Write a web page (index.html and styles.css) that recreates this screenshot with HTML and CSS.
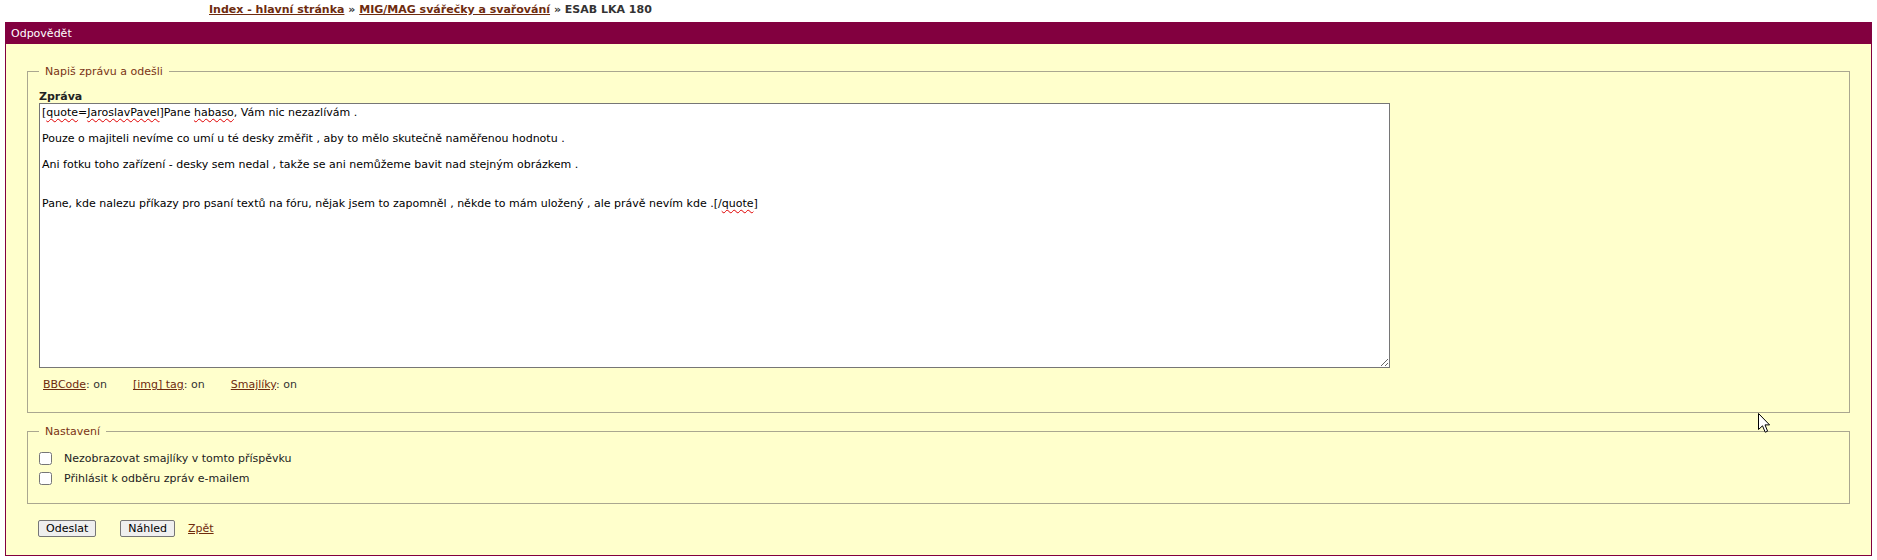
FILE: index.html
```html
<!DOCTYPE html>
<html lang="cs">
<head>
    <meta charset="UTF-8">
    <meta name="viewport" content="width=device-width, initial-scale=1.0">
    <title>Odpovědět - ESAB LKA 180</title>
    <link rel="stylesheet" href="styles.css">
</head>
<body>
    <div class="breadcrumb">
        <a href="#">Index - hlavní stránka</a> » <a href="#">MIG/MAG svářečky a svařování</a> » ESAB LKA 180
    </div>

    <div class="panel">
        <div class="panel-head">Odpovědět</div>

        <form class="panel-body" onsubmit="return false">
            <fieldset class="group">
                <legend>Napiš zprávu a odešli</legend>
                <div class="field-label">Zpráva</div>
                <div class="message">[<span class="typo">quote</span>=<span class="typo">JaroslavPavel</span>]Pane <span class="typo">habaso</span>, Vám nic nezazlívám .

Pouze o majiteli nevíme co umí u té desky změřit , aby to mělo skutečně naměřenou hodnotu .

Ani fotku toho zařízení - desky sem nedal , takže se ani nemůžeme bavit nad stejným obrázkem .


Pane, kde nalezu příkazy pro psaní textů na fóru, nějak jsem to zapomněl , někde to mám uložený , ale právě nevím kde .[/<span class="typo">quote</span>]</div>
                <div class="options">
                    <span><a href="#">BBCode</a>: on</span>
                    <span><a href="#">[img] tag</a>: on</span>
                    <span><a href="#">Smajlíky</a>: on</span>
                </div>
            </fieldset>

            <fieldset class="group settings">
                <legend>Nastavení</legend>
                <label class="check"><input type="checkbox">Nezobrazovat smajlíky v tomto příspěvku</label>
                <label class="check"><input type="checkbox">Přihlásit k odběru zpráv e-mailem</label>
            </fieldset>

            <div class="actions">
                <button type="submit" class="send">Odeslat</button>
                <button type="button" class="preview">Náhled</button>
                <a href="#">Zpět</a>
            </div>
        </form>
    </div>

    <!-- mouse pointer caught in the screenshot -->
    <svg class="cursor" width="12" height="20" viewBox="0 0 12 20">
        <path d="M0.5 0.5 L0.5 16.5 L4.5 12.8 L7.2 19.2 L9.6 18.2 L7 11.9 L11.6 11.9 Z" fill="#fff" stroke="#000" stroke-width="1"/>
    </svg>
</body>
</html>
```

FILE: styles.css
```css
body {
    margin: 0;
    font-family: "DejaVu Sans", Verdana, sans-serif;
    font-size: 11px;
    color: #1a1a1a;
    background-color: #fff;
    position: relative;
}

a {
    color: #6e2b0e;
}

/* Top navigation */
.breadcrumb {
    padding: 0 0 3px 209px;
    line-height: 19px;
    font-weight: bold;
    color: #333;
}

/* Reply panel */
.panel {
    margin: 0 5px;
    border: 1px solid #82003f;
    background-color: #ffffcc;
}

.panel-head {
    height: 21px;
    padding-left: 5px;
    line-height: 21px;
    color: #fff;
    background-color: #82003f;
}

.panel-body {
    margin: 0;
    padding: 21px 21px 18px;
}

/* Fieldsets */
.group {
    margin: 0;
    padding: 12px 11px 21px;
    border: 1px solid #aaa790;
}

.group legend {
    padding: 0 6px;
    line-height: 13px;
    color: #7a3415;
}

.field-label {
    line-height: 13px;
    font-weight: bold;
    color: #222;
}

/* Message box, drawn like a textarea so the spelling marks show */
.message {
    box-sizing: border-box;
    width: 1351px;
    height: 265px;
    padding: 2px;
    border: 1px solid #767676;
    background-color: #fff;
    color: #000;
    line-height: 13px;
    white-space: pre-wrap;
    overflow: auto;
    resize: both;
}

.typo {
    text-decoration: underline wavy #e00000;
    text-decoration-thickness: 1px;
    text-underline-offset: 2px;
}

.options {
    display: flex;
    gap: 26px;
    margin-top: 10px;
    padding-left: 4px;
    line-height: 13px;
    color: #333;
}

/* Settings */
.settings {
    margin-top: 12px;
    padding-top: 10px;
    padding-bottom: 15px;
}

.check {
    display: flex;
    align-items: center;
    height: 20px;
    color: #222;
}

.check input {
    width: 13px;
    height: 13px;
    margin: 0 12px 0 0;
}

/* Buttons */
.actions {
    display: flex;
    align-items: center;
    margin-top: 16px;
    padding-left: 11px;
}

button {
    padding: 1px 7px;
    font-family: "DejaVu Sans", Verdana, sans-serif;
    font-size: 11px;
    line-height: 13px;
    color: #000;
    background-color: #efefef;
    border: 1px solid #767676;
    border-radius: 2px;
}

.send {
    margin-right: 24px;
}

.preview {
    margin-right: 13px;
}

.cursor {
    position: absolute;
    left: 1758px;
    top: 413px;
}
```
==========
__What is required__
All of the material above is to be copied exactly, except for its images.

__Problem solution__
Write a web page (index.html and styles.css) that recreates this screenshot with HTML and CSS.
FILE: index.html
```html
<!DOCTYPE html>
<html lang="cs">
<head>
    <meta charset="UTF-8">
    <meta name="viewport" content="width=device-width, initial-scale=1.0">
    <title>Odpovědět - ESAB LKA 180</title>
    <link rel="stylesheet" href="styles.css">
</head>
<body>
    <div class="breadcrumb">
        <a href="#">Index - hlavní stránka</a> » <a href="#">MIG/MAG svářečky a svařování</a> » ESAB LKA 180
    </div>

    <div class="panel">
        <div class="panel-head">Odpovědět</div>

        <form class="panel-body" onsubmit="return false">
            <fieldset class="group">
                <legend>Napiš zprávu a odešli</legend>
                <div class="field-label">Zpráva</div>
                <div class="message">[<span class="typo">quote</span>=<span class="typo">JaroslavPavel</span>]Pane <span class="typo">habaso</span>, Vám nic nezazlívám .

Pouze o majiteli nevíme co umí u té desky změřit , aby to mělo skutečně naměřenou hodnotu .

Ani fotku toho zařízení - desky sem nedal , takže se ani nemůžeme bavit nad stejným obrázkem .


Pane, kde nalezu příkazy pro psaní textů na fóru, nějak jsem to zapomněl , někde to mám uložený , ale právě nevím kde .[/<span class="typo">quote</span>]</div>
                <div class="options">
                    <span><a href="#">BBCode</a>: on</span>
                    <span><a href="#">[img] tag</a>: on</span>
                    <span><a href="#">Smajlíky</a>: on</span>
                </div>
            </fieldset>

            <fieldset class="group settings">
                <legend>Nastavení</legend>
                <label class="check"><input type="checkbox">Nezobrazovat smajlíky v tomto příspěvku</label>
                <label class="check"><input type="checkbox">Přihlásit k odběru zpráv e-mailem</label>
            </fieldset>

            <div class="actions">
                <button type="submit" class="send">Odeslat</button>
                <button type="button" class="preview">Náhled</button>
                <a href="#">Zpět</a>
            </div>
        </form>
    </div>

    <!-- mouse pointer caught in the screenshot -->
    <svg class="cursor" width="12" height="20" viewBox="0 0 12 20">
        <path d="M0.5 0.5 L0.5 16.5 L4.5 12.8 L7.2 19.2 L9.6 18.2 L7 11.9 L11.6 11.9 Z" fill="#fff" stroke="#000" stroke-width="1"/>
    </svg>
</body>
</html>
```

FILE: styles.css
```css
body {
    margin: 0;
    font-family: "DejaVu Sans", Verdana, sans-serif;
    font-size: 11px;
    color: #1a1a1a;
    background-color: #fff;
    position: relative;
}

a {
    color: #6e2b0e;
}

/* Top navigation */
.breadcrumb {
    padding: 0 0 3px 209px;
    line-height: 19px;
    font-weight: bold;
    color: #333;
}

/* Reply panel */
.panel {
    margin: 0 5px;
    border: 1px solid #82003f;
    background-color: #ffffcc;
}

.panel-head {
    height: 21px;
    padding-left: 5px;
    line-height: 21px;
    color: #fff;
    background-color: #82003f;
}

.panel-body {
    margin: 0;
    padding: 21px 21px 18px;
}

/* Fieldsets */
.group {
    margin: 0;
    padding: 12px 11px 21px;
    border: 1px solid #aaa790;
}

.group legend {
    padding: 0 6px;
    line-height: 13px;
    color: #7a3415;
}

.field-label {
    line-height: 13px;
    font-weight: bold;
    color: #222;
}

/* Message box, drawn like a textarea so the spelling marks show */
.message {
    box-sizing: border-box;
    width: 1351px;
    height: 265px;
    padding: 2px;
    border: 1px solid #767676;
    background-color: #fff;
    color: #000;
    line-height: 13px;
    white-space: pre-wrap;
    overflow: auto;
    resize: both;
}

.typo {
    text-decoration: underline wavy #e00000;
    text-decoration-thickness: 1px;
    text-underline-offset: 2px;
}

.options {
    display: flex;
    gap: 26px;
    margin-top: 10px;
    padding-left: 4px;
    line-height: 13px;
    color: #333;
}

/* Settings */
.settings {
    margin-top: 12px;
    padding-top: 10px;
    padding-bottom: 15px;
}

.check {
    display: flex;
    align-items: center;
    height: 20px;
    color: #222;
}

.check input {
    width: 13px;
    height: 13px;
    margin: 0 12px 0 0;
}

/* Buttons */
.actions {
    display: flex;
    align-items: center;
    margin-top: 16px;
    padding-left: 11px;
}

button {
    padding: 1px 7px;
    font-family: "DejaVu Sans", Verdana, sans-serif;
    font-size: 11px;
    line-height: 13px;
    color: #000;
    background-color: #efefef;
    border: 1px solid #767676;
    border-radius: 2px;
}

.send {
    margin-right: 24px;
}

.preview {
    margin-right: 13px;
}

.cursor {
    position: absolute;
    left: 1758px;
    top: 413px;
}
```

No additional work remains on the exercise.